DIRECTIONS: Select the lines below containing the word "components".

□ □ □ □

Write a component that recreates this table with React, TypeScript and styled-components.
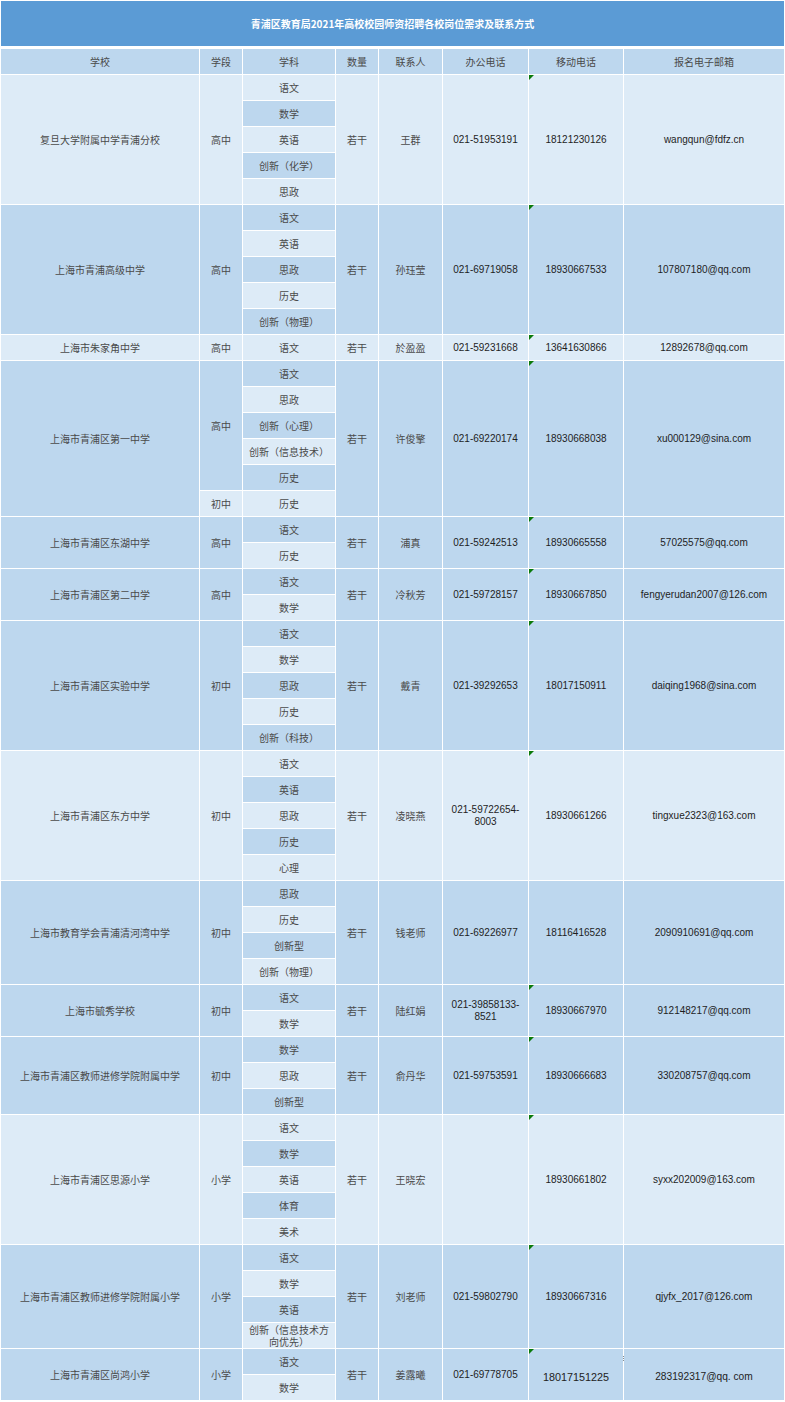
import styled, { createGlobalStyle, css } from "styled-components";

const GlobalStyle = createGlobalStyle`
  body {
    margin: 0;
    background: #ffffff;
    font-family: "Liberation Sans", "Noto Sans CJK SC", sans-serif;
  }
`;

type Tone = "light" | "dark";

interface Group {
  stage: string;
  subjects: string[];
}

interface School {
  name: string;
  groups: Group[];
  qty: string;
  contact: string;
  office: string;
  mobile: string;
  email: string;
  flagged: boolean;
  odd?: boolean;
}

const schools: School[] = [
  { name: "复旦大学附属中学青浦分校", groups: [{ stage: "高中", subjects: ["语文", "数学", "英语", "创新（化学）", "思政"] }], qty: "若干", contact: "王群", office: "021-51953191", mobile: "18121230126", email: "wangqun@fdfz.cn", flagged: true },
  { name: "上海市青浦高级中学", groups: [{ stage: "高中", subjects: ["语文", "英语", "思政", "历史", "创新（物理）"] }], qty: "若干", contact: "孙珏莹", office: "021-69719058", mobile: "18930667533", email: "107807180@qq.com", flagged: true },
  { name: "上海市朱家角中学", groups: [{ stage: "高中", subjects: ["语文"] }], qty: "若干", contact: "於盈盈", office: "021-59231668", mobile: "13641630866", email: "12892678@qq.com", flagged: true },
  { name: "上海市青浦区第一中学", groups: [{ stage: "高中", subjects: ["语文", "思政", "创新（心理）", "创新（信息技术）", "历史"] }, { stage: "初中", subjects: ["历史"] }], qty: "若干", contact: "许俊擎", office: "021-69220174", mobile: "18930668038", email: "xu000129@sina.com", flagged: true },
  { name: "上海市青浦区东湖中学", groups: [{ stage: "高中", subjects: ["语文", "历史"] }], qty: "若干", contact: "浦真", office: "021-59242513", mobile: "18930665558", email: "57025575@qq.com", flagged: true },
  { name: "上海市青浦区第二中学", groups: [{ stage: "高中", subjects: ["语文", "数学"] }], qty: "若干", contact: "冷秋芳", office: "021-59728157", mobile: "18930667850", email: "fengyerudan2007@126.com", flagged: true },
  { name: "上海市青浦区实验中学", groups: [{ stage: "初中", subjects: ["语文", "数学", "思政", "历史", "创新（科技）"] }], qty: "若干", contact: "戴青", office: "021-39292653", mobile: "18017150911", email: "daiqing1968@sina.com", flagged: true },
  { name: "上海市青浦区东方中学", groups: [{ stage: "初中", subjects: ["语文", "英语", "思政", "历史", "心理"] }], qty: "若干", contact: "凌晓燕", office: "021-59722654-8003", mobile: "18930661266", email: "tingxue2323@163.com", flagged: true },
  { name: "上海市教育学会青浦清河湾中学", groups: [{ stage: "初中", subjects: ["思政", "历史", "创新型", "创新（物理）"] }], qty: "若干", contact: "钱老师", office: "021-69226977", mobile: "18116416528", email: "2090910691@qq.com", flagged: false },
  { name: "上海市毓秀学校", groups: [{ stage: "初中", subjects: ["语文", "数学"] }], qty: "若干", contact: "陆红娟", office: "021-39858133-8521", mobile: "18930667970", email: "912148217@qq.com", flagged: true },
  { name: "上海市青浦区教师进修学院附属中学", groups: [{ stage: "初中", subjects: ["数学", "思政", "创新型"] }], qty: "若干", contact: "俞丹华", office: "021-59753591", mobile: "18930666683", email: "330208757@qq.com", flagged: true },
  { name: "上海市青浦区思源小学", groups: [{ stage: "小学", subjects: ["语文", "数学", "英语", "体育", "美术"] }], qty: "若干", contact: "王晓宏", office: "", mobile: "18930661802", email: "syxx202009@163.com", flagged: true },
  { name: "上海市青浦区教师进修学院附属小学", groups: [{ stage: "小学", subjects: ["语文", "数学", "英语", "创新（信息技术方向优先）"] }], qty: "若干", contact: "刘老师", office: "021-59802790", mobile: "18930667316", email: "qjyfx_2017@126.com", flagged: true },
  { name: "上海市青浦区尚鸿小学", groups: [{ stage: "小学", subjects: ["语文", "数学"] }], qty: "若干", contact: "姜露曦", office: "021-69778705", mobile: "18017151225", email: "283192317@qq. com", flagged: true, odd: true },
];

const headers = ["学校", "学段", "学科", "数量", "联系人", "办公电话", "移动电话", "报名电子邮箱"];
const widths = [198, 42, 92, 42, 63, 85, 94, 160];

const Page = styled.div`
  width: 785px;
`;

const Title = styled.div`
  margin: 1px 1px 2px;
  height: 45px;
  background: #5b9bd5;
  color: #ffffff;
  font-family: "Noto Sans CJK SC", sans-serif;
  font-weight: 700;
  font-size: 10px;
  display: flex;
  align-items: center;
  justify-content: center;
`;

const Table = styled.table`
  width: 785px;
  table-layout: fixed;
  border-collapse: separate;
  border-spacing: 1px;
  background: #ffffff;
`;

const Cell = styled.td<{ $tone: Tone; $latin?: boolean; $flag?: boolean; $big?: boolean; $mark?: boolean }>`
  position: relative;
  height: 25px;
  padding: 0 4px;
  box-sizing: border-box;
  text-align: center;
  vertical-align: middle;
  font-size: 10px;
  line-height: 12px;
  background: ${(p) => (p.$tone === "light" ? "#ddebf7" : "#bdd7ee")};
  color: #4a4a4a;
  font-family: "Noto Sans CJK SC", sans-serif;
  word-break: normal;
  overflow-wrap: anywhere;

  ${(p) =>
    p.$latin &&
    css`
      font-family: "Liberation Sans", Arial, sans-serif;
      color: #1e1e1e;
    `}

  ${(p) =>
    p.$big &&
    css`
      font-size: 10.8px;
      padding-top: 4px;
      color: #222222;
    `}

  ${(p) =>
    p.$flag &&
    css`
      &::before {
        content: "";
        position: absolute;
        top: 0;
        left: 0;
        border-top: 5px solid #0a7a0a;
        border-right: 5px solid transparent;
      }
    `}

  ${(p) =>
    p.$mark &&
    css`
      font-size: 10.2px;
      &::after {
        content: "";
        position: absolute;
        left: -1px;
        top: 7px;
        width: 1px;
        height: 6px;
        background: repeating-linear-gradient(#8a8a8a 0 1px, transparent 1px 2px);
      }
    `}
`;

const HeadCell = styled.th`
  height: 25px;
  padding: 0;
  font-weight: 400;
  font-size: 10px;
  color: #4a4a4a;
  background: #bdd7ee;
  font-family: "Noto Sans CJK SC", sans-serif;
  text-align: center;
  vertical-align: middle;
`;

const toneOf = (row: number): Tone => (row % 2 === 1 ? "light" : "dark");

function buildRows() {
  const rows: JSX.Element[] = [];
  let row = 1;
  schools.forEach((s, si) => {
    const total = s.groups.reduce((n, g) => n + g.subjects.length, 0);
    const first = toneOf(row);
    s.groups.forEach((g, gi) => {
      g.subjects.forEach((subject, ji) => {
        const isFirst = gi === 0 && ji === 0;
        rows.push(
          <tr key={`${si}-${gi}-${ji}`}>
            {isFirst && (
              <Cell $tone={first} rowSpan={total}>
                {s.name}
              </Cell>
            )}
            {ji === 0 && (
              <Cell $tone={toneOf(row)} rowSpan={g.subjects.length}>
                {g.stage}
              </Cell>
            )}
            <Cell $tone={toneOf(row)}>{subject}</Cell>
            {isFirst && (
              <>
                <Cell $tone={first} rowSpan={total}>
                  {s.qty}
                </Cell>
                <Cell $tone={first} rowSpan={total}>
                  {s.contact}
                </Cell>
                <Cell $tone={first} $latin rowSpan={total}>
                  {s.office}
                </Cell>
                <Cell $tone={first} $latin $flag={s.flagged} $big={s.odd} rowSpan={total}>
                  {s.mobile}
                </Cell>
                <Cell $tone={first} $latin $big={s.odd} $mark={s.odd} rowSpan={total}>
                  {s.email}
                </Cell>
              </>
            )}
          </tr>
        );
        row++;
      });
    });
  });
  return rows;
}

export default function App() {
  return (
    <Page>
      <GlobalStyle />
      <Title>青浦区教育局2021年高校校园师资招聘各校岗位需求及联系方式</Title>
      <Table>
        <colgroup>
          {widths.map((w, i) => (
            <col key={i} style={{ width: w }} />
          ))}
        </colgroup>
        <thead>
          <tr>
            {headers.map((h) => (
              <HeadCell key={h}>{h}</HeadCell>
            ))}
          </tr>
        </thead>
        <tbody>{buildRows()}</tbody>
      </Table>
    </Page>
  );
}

□ □ □ □

RESPONSE TO THE TASK:
Write a component that recreates this table with React, TypeScript and styled-components.
import styled, { createGlobalStyle, css } from "styled-components";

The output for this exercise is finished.